Ambiguity is not a bug here — it’s the point
Going into the final season, you could feel the expectation that the show would dump a bunch of answers in the last hour and call it closure. That would have been a mistake. Over-explaining this world would blunt the thing that makes Outlander work: it treats the supernatural like weather. It happens, it shapes lives, and characters deal with the fallout rather than stopping to write a dissertation about it.
Even if this season was uneven in spots (especially for the central couple), the actual endpoint holds because it refuses to sand down the edges. It keeps the love story big and a little inexplicable. It stays weird where it needs to be weird. And it lets the audience live in that space instead of boxing everything up with a bow.
The post-credits tag that adds questions, not answers
Stick through the credits and you get a quiet tribute to Diana Gabaldon. She shows up in the present day, signing copies of her first Outlander book. Someone asks about the diary beside her. She calls it something that gives her a little inspiration. That diary? It’s the one Claire starts writing in Season 8, documenting her time-travel and her life with Jamie.
It doesn’t solve anything. That’s the point.
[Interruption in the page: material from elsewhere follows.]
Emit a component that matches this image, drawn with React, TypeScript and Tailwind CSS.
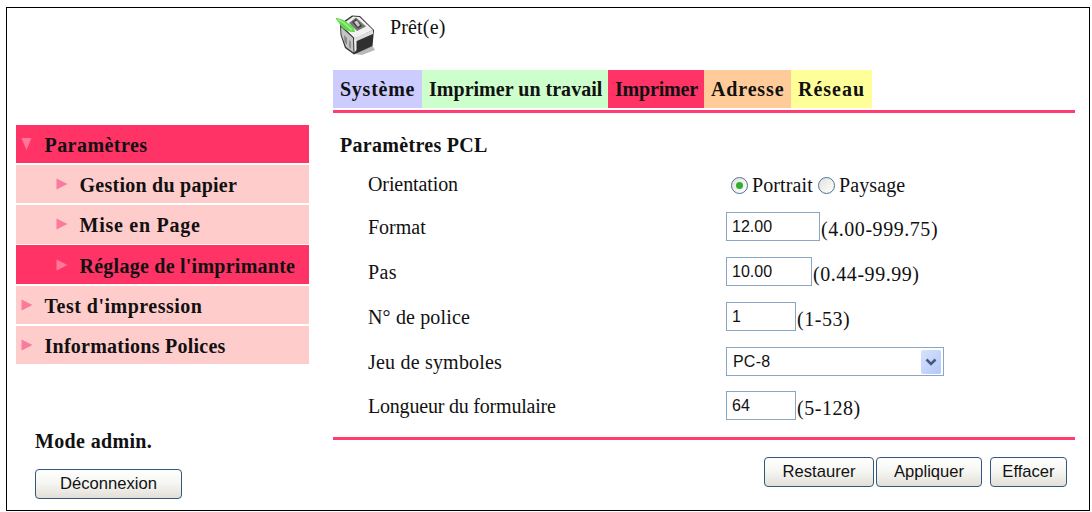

It leans into the idea that stories feed stories, and that Claire and Jamie’s lives keep seeding new versions of themselves — on the page, on screen, and in whatever the final book has up its sleeve.
Why this is the right kind of ending for Outlander
The show closes on the same theme it opened with: this isn’t just a couple moving through history; it’s a couple that breaks history by existing. Tying every thread would shrink that idea. Leaving room for interpretation, continuation, and wild theorizing keeps the romance mythic and the sci-fi off-balance — exactly where Outlander has always lived.